The coupe’s rear end was welded to an axle and he learned that wasn’t a good setup for racing on a round track.

“When I got back from college, I tried that car down at the Muscle Shoals (track),” he said. “Not knowing anything about racing or anything, you had to have some suspension under it. I took it down there the first night, and with the axle welded to the frame it broke loose so I couldn’t do anything with it.”

That led Greenwell to buy the 1933 sedan, which he drove successfully in modified races. He followed that by competing in the late-model sportsman division. After his successful 1971 season, he returned to Daytona in February 1972 anticipating another good year.

But while Greenwell was in Daytona, his father died in Decatur.
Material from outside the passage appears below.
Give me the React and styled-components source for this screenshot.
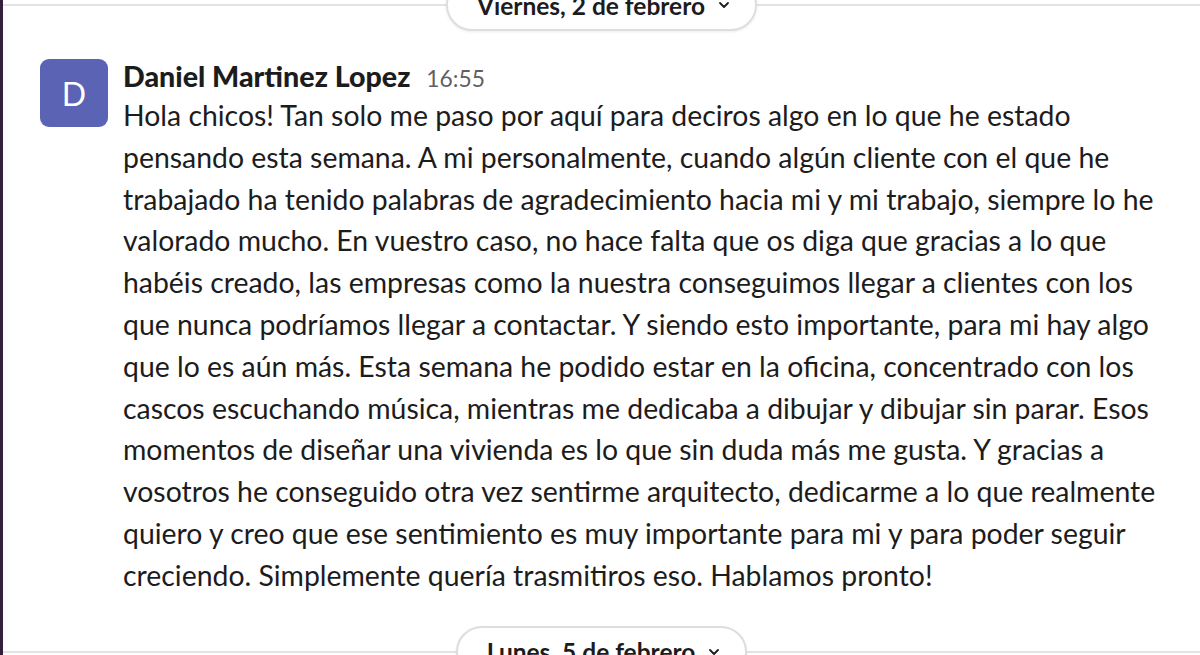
import React from 'react'
import styled, { createGlobalStyle } from 'styled-components'

const GlobalStyle = createGlobalStyle`
  html, body {
    margin: 0;
    padding: 0;
    background: #ffffff;
  }
  body {
    font-family: Lato, "Noto Sans", sans-serif;
    color: #1d1c1d;
    overflow: hidden;
  }
`

const Pane = styled.main`
  height: 655px;
  display: flex;
  flex-direction: column;
  border-left: 3px solid #35203b;
  box-sizing: border-box;
  overflow: hidden;
`

const Divider = styled.div`
  position: relative;
  display: flex;
  justify-content: center;
  height: 52px;
  margin-top: ${p => p.$offset}px;
  flex-shrink: 0;

  &::before {
    content: '';
    position: absolute;
    left: 0;
    right: 0;
    top: 25px;
    border-top: 2px solid #e3e3e3;
  }
`

const DayPill = styled.button`
  position: relative;
  display: flex;
  align-items: center;
  gap: 12px;
  height: 52px;
  padding: 0 24px 0 29px;
  border: 2px solid #dedede;
  border-radius: 26px;
  background: #ffffff;
  box-shadow: 0 1px 3px rgba(0, 0, 0, 0.08);
  font-family: Lato, "Noto Sans", sans-serif;
  font-size: 24.5px;
  font-weight: 700;
  color: #1d1c1d;
  box-sizing: border-box;
`

const Message = styled.article`
  display: flex;
  gap: 15px;
  padding: 28px 38px 0 37px;
  flex-shrink: 0;
`

const Avatar = styled.div`
  width: 68px;
  height: 68px;
  flex-shrink: 0;
  border-radius: 9px;
  background: #5b63b5;
  color: #ffffff;
  display: flex;
  align-items: center;
  justify-content: center;
  font-size: 32px;
  font-weight: 400;
`

const Content = styled.div`
  flex: 1;
  min-width: 0;
`

const Header = styled.div`
  display: flex;
  align-items: baseline;
  gap: 16px;
  line-height: 34px;
`

const Author = styled.span`
  font-size: 28.6px;
  font-weight: 900;
  color: #1d1c1d;
`

const Time = styled.span`
  font-size: 22.8px;
  color: #616061;
`

const Body = styled.p`
  margin: 0;
  font-size: 28.4px;
  line-height: 41.8px;
  color: #1d1c1d;
`

const Chevron = () => (
  <svg width="14" height="14" viewBox="0 0 14 14" fill="none">
    <path d="M3 5l4 4 4-4" stroke="#1d1c1d" strokeWidth="1.8" strokeLinecap="round" strokeLinejoin="round" />
  </svg>
)

const TEXT = 'Hola chicos! Tan solo me paso por aquí para deciros algo en lo que he estado pensando esta semana. A mi personalmente, cuando algún cliente con el que he trabajado ha tenido palabras de agradecimiento hacia mi y mi trabajo, siempre lo he valorado mucho. En vuestro caso, no hace falta que os diga que gracias a lo que habéis creado, las empresas como la nuestra conseguimos llegar a clientes con los que nunca podríamos llegar a contactar. Y siendo esto importante, para mi hay algo que lo es aún más. Esta semana he podido estar en la oficina, concentrado con los cascos escuchando música, mientras me dedicaba a dibujar y dibujar sin parar. Esos momentos de diseñar una vivienda es lo que sin duda más me gusta. Y gracias a vosotros he conseguido otra vez sentirme arquitecto, dedicarme a lo que realmente quiero y creo que ese sentimiento es muy importante para mi y para poder seguir creciendo. Simplemente quería trasmitiros eso. Hablamos pronto!'

export default function App () {
  return (
    <>
      <GlobalStyle />
      <Pane>
        <Divider $offset={-21}>
          <DayPill>Viernes, 2 de febrero <Chevron /></DayPill>
        </Divider>
        <Message>
          <Avatar>D</Avatar>
          <Content>
            <Header>
              <Author>Daniel Martinez Lopez</Author>
              <Time>16:55</Time>
            </Header>
            <Body>{TEXT}</Body>
          </Content>
        </Message>
        <Divider $offset={29}>
          <DayPill>Lunes, 5 de febrero <Chevron /></DayPill>
        </Divider>
      </Pane>
    </>
  )
}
Greenwell returned home.

“I had to quit racing and start working, tending to the family businesses,” he said.

Frances Greenwell, his wife of more than 52 years, said there was a sense of relief when he quit racing a year before they married.
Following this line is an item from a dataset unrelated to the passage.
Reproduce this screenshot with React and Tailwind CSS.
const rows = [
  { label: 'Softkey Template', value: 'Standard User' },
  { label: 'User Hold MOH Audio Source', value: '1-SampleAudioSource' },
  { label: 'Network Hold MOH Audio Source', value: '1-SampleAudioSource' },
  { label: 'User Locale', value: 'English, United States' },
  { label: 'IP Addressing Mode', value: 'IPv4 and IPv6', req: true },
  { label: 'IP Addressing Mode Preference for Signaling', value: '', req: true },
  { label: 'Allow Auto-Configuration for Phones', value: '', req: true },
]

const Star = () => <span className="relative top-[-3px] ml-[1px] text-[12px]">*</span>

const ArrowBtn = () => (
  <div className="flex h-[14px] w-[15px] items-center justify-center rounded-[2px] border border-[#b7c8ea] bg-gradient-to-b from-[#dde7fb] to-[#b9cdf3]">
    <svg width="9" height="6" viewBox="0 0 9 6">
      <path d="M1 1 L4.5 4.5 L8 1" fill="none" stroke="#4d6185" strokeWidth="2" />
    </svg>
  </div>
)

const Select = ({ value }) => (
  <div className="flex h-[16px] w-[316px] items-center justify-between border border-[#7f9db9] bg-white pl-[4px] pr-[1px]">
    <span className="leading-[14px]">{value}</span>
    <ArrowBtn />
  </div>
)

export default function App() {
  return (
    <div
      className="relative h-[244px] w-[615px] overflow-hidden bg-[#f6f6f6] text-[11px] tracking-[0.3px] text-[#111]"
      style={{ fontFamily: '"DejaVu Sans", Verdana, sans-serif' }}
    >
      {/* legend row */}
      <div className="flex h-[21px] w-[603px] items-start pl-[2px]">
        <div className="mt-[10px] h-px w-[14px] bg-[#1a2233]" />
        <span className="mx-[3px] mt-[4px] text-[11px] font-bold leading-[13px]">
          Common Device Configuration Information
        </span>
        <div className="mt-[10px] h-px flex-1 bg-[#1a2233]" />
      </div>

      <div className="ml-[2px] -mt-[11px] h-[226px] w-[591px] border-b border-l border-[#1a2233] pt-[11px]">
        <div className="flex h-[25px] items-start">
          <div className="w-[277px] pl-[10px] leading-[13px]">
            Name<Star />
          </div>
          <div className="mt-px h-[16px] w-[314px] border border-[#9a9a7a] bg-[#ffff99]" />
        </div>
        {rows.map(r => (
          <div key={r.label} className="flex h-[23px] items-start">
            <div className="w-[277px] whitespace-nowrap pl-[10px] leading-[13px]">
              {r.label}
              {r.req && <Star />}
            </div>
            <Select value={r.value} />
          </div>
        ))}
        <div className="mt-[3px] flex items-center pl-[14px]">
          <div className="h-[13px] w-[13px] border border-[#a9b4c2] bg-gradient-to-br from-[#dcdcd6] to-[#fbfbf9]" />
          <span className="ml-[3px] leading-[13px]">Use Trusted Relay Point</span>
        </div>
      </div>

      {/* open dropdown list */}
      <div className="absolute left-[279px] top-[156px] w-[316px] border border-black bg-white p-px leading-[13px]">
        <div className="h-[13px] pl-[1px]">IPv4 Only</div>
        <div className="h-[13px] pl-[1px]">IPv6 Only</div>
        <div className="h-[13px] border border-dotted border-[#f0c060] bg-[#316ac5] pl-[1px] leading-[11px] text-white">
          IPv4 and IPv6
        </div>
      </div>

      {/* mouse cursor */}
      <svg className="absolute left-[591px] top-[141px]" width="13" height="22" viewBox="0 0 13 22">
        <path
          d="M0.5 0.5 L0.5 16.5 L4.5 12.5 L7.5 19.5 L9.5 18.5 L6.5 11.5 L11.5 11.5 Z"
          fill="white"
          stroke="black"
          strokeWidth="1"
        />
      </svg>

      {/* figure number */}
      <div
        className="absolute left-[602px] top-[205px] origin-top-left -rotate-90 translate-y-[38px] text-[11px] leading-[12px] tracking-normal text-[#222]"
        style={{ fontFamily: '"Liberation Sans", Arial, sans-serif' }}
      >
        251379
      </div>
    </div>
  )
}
“I hated he had to, but it’s a dangerous sport,” she said.

Greenwell said that if the need to take over the family business had not forced him to end his racing career, he may have enjoyed more success in the sport. 

“Bobby Allison told me once that he thought if I had run the sportsman thing for NASCAR back then I could have been fairly successful because I could feel the car move in my rear end and back before the car ever actually showed any movement. If you were about to spin or something, you could catch the car before you spun.”

After his father’s death, Greenwell helped run the family stone-crushing and asphalt businesses for another decade before they were sold. Then he had jobs in sales and raising cattle, including an exotic breed called Chianina. More than 30 years ago, he started a company that installed water irrigation systems for lawns and other landscapes. 

“My wife and family have always supported me in whatever I decided to do, whether it was farming, the cattle business or racing,” Greenwell said.

Although he hasn’t competed in an auto race in more than 50 years, Greenwell admits his racing instincts sometime return when he’s driving on the road.